Sure, taking on the textbook monopoly is a big deal. Those publishers are quaking in their old-print-paradigm boots, because their 500-year old industry is now dead. DEAD!
Seriously, here’s the big picture of this phenomena at the moment: In 1450, Gutenberg invented movable type and printed his first Bible. The printed-book paradigm has not fundamentally changed until Apple announced apps for the common man to create electronic texts and instantly publish them to the world. That is a BIG deal. The emergence of the Internet and e-text was the opening bell in this world-changing shift, and all the recent developments in self-publishing, e-readers, e-books, and the accelerating transformation of the entire media industry are all part of this mega-trend, but until now and Apple’s announcement, we didn’t have the means to take full advantage of that potential.
Apple is poised to go after education next. There’s another centuries-old model screaming for transformation.
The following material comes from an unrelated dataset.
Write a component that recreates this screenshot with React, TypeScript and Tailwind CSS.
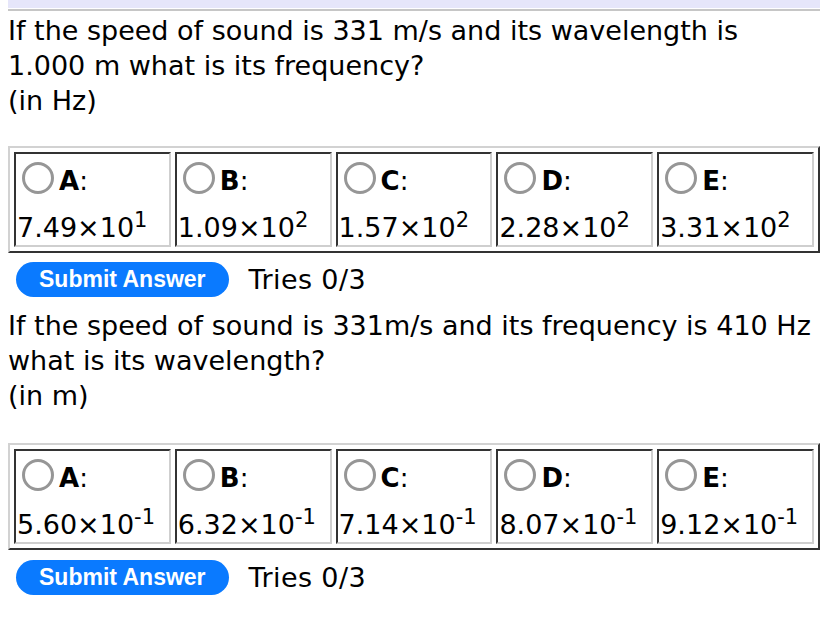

Apple has already established a beachhead with this move into textbooks. Oh, by the way, they also have a market capitalization of $500 BILLION, and they make a BILLION more dollars each week. They have half a TRILLION dollars in the bank, which is absolutely unprecedented in the history of business. The have the platform, the ecosystem, the innovative chops, the market share, the beachheads, and the CASH to do this.
And the competition will not sit idly on the sidelines. Especially Amazon and Google, who have both staked their strategies on e-content. There will be furious competition here. This equals further opportunity for us consumers and developers – as long as we stay reasonably platform agnostic.